You took the colour from me
Darling, I’ll get it back
You took the colour from me
But I look better in black
If I knew what I know now
Maybe I would take it back
But fuck that
I look better in black
Hey
I look better in black
Hey
I look better in black
If I knew what I know now
Maybe I would take it back
But fuck that (Fuck that!)
I look better in black
Thelma Plum is a Gamilaraay woman from Delungra, NSW.
“Proud, Proud Woman”
(Ruby Hunter, 1994)
Proud, proud, proud, woman
Hold your head up high
We hope, still livin’
Struggling to survive
Many, many, many years ago
Upon this sacred land
Our ancestors would go, hunter packs
Surviving and living off this land
Proud, proud, proud woman
Hold your head up high
We hope, still livin’
Struggling to survive
Woman, in those days, no shame
All young girls the same
How to keep firelight
For the hunters there tonight
Proud, proud, proud woman
Hold your head up high
We hope, still livin’
Struggling to survive
Woman of this land, you cry
Tears of silence to shed for those who died
But in our heart, it is kept
The sacrifice we all respect
Proud, proud, proud woman
Hold your head up high
We hope, still livin’
Struggling to survive
Wе hope, still livin’
Struggling to survive
Aunty Ruby Hunter, a Ngarrindjeri/Kukatha/Pitjantjatjara woman, sings of the strength and survival of Aboriginal women in the first song she ever wrote.

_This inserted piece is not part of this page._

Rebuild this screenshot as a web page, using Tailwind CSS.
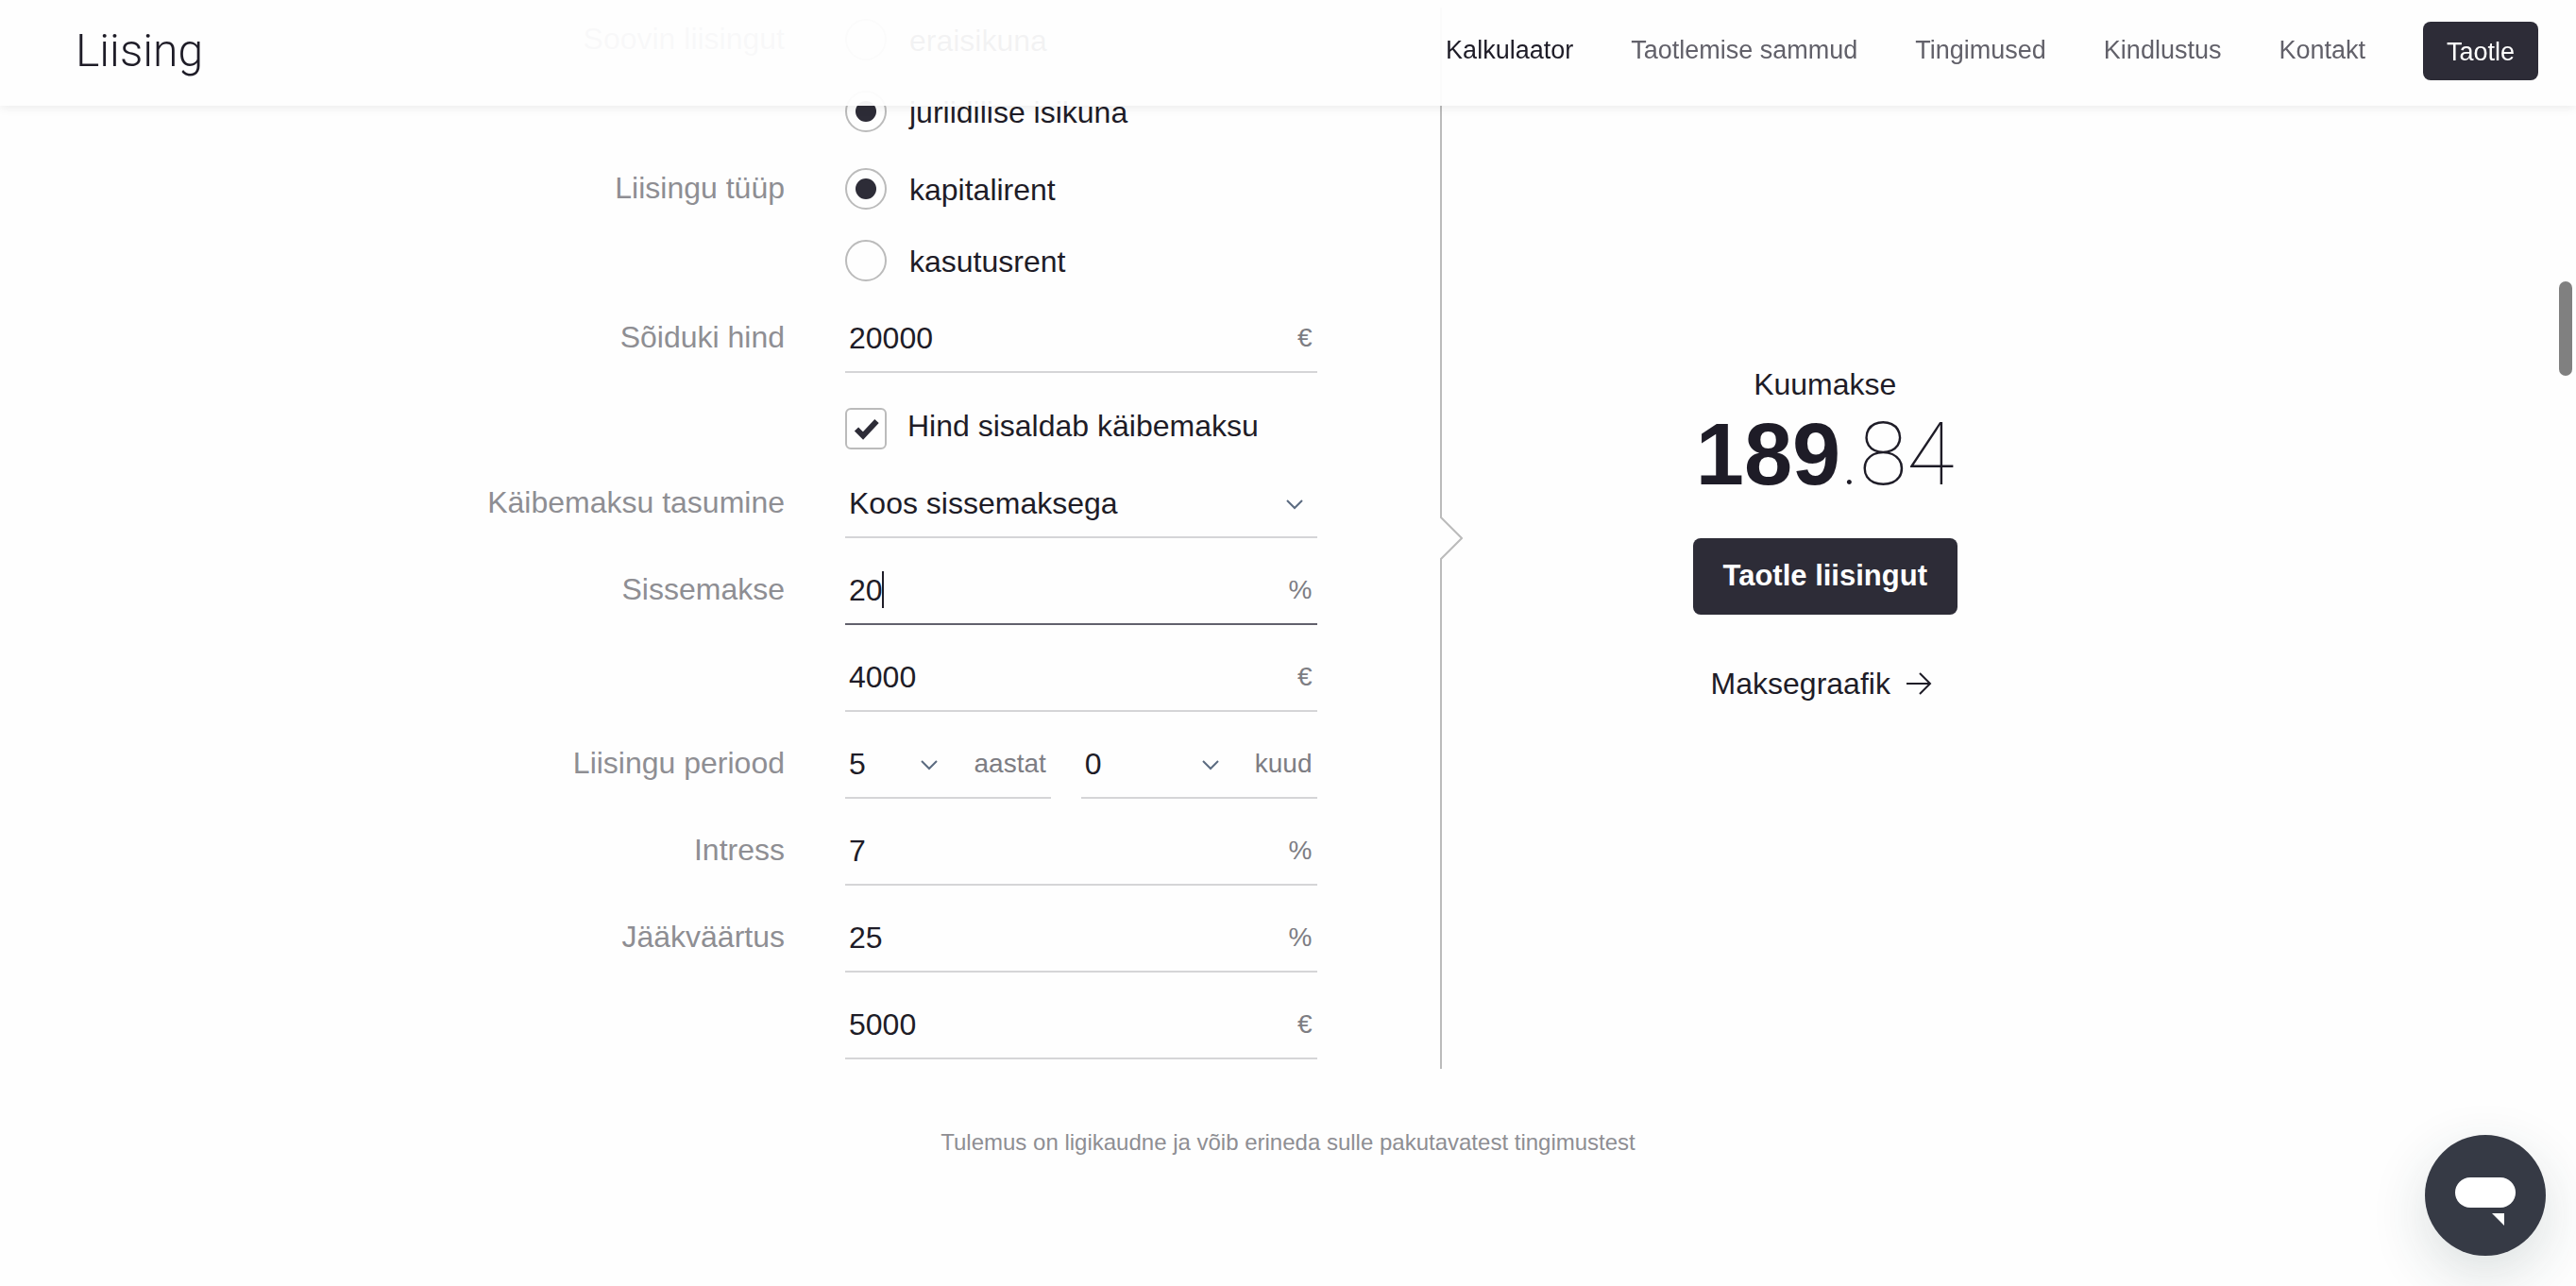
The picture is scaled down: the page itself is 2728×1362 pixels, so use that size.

“Kurongk Boy, Kurongk Girl”
(Ruby Hunter, 1994)
Kurongk boy, kurongk girl
Livin’ in a brand new world
Going down the sand we did
Way before, when we were kids
Light a candle, stormy night
Open fires, family nights
Oh, I go back, yeah, I go back
Oh, I go back, yeah, I go back
In time, in time
Ooh
Ooh
Uncles, aunties, cousins too
Grandfather, grandmother singin’ sweet tune
Piano accordions, guitars in tune
Sound of someone playing spoons
Oh, I go back, yeah, I go back
Oh, I go back, yeah, I go back
In time, in time
Ooh
Uncles, aunties, cousins too
Grandfather, grandmother singing sweet tune
Piano accordions, guitars in tune
Sound of someone playin’ spoons
Oh, I go back, yeah, I go back
Oh, I go back, yeah, I go back
In time, in time
In time, in time
Ooh
Ooh
Timе, in time, in time, in time (Ooh)
Timе, time, in time, in time (Ooh)
Time, in time, in time (Ooh)
Time, yeah, in time (Ooh)
Time, yeah (Ooh)
A gentle looped ballad that speaks of the family and country where Hunter was born: Coorong, South Australia. It paints a picture of timeless love and life, connected through the unbreakable bond of music and culture.